=== Front-end source files ===
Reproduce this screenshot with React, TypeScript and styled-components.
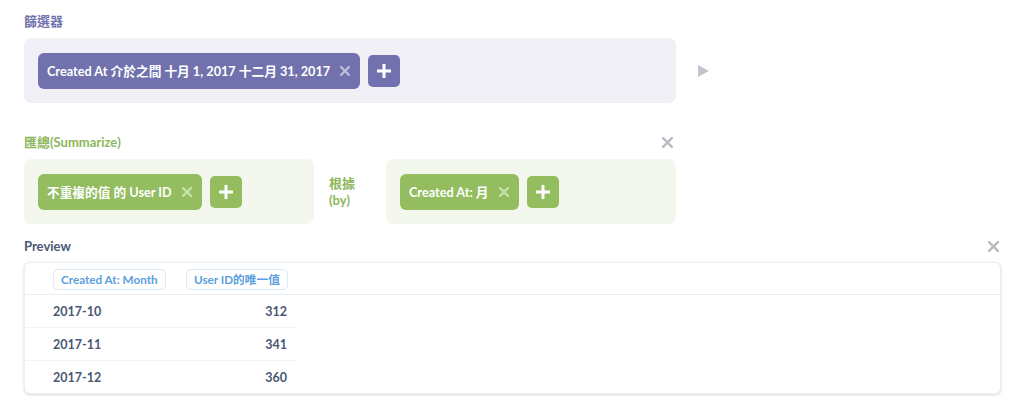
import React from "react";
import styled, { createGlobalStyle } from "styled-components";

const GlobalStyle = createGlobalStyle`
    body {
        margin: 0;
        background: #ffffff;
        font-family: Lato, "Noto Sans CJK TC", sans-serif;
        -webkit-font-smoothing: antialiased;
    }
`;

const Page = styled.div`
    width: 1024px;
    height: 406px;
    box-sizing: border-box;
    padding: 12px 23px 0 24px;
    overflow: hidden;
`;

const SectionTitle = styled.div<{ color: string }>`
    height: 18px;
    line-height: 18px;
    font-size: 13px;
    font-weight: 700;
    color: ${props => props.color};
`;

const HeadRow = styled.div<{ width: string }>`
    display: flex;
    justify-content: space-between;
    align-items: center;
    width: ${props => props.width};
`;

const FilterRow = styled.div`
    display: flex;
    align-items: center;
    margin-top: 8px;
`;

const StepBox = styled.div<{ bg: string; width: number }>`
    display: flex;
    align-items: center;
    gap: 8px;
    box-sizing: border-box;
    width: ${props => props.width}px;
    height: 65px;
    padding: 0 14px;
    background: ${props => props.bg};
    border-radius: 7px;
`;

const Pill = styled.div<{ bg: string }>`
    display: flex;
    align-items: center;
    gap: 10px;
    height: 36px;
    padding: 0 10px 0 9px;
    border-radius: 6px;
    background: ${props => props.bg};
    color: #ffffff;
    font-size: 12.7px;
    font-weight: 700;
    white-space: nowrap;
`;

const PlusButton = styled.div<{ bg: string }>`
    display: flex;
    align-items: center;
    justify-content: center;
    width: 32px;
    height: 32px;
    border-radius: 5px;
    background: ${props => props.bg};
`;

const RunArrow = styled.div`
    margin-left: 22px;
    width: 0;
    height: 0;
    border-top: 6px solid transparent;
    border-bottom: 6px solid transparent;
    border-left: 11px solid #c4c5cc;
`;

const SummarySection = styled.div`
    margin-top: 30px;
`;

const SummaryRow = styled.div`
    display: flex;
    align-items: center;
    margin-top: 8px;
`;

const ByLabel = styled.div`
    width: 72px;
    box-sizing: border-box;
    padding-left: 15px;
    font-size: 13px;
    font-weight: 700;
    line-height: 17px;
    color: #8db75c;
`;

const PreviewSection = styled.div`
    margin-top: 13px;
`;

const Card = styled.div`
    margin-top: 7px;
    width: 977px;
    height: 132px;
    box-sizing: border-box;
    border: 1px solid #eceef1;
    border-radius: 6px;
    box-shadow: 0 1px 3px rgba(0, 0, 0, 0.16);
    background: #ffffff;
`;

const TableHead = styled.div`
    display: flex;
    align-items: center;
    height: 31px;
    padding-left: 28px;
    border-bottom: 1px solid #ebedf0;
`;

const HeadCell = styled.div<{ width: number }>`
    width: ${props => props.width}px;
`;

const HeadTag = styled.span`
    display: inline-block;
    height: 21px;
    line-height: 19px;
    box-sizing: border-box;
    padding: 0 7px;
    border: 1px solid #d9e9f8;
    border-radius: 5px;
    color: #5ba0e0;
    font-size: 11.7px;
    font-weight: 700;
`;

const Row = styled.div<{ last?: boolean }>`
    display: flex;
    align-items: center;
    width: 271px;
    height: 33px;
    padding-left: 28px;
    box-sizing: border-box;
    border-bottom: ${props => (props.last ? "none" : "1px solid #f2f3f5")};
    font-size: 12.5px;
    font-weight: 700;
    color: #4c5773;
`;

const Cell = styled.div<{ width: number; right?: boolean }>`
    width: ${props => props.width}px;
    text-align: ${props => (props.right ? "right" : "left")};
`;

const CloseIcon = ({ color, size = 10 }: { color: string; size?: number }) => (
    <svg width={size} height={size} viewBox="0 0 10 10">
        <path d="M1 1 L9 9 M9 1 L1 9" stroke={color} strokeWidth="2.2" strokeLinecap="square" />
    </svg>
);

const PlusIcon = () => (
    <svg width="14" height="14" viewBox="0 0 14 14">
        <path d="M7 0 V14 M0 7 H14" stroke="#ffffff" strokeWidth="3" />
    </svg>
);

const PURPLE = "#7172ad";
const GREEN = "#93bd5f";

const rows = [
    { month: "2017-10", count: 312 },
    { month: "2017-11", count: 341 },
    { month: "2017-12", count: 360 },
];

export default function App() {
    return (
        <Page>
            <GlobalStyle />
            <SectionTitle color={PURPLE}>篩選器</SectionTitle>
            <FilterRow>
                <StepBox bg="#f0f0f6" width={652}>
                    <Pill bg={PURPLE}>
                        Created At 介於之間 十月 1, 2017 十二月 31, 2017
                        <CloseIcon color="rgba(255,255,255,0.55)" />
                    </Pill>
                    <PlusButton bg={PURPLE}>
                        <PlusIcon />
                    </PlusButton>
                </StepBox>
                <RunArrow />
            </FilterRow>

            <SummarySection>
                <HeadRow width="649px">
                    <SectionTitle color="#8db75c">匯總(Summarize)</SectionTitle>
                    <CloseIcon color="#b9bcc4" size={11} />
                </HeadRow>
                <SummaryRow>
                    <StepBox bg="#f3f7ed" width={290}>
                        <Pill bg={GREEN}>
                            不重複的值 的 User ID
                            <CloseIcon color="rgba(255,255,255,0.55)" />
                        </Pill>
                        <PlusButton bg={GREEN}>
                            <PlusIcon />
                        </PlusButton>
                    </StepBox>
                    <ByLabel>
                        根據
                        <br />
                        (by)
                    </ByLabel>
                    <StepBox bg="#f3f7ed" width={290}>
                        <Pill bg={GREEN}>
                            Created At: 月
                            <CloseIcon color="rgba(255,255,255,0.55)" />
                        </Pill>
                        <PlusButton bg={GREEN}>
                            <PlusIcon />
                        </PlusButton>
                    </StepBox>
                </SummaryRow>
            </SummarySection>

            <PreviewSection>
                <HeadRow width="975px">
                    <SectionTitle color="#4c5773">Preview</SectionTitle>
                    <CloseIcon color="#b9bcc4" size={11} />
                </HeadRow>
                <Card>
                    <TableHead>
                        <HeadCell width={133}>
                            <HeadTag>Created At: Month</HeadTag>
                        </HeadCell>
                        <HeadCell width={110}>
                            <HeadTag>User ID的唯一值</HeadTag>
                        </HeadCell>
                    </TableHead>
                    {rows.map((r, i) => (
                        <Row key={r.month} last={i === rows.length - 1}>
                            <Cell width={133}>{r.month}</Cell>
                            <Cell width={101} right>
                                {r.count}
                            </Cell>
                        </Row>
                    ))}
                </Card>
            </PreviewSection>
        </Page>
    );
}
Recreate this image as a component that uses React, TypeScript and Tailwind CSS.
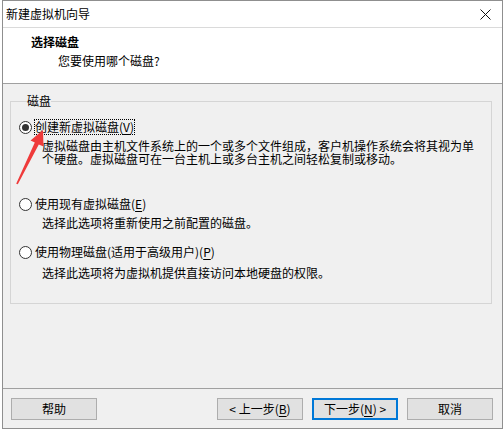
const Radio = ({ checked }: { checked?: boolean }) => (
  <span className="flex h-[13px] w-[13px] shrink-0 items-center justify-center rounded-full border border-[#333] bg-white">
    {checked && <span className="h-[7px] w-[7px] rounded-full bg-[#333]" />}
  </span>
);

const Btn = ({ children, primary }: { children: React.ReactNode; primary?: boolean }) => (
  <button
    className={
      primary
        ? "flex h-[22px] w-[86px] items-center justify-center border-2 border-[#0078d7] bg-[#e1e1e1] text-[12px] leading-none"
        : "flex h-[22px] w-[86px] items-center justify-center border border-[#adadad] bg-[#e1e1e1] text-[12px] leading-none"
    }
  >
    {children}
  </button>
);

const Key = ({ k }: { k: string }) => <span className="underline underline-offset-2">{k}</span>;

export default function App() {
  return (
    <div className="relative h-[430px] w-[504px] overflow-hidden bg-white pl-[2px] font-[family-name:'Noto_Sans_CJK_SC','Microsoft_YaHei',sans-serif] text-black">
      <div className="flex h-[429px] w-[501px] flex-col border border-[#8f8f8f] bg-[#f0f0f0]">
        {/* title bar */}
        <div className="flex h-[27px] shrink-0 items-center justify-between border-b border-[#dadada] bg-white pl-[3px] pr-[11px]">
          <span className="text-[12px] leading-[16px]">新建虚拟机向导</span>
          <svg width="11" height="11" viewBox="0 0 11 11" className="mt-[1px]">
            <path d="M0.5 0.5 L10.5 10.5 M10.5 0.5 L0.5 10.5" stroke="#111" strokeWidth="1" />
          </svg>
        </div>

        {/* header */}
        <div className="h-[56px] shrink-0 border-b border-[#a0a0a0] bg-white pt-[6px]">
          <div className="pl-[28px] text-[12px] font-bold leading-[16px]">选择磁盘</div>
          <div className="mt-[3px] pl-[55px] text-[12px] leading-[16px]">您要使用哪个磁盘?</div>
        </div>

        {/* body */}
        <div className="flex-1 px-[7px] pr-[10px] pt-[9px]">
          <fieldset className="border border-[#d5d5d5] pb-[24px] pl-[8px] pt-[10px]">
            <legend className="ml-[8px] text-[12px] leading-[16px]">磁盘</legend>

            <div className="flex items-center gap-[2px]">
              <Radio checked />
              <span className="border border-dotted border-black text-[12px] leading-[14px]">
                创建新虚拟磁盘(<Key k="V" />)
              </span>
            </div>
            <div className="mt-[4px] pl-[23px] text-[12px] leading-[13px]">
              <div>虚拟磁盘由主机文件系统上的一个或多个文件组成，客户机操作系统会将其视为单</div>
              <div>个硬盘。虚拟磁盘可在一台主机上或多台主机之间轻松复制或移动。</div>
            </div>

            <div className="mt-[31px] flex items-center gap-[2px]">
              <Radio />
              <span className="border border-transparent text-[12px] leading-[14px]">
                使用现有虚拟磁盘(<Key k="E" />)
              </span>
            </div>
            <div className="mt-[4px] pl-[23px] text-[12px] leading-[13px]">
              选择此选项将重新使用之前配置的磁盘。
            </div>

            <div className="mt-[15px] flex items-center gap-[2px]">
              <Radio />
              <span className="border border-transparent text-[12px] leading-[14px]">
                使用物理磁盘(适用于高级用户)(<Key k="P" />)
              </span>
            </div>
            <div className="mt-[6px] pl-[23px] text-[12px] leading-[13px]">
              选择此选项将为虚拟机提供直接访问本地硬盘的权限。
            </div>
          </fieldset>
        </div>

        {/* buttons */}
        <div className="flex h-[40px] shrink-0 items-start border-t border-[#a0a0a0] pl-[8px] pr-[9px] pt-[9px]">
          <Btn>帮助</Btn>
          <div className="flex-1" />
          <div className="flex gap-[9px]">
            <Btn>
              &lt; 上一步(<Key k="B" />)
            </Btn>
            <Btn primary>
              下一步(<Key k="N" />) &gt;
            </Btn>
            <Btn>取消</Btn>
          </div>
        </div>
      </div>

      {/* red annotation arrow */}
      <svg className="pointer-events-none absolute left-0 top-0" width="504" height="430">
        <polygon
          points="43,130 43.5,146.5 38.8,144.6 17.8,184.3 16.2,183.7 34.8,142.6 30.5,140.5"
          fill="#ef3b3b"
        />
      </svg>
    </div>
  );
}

=== Task to carry out ===
Find each line holding "TypeScript". Copy it out.

=== Written response ===
Reproduce this screenshot with React, TypeScript and styled-components.
Recreate this image as a component that uses React, TypeScript and Tailwind CSS.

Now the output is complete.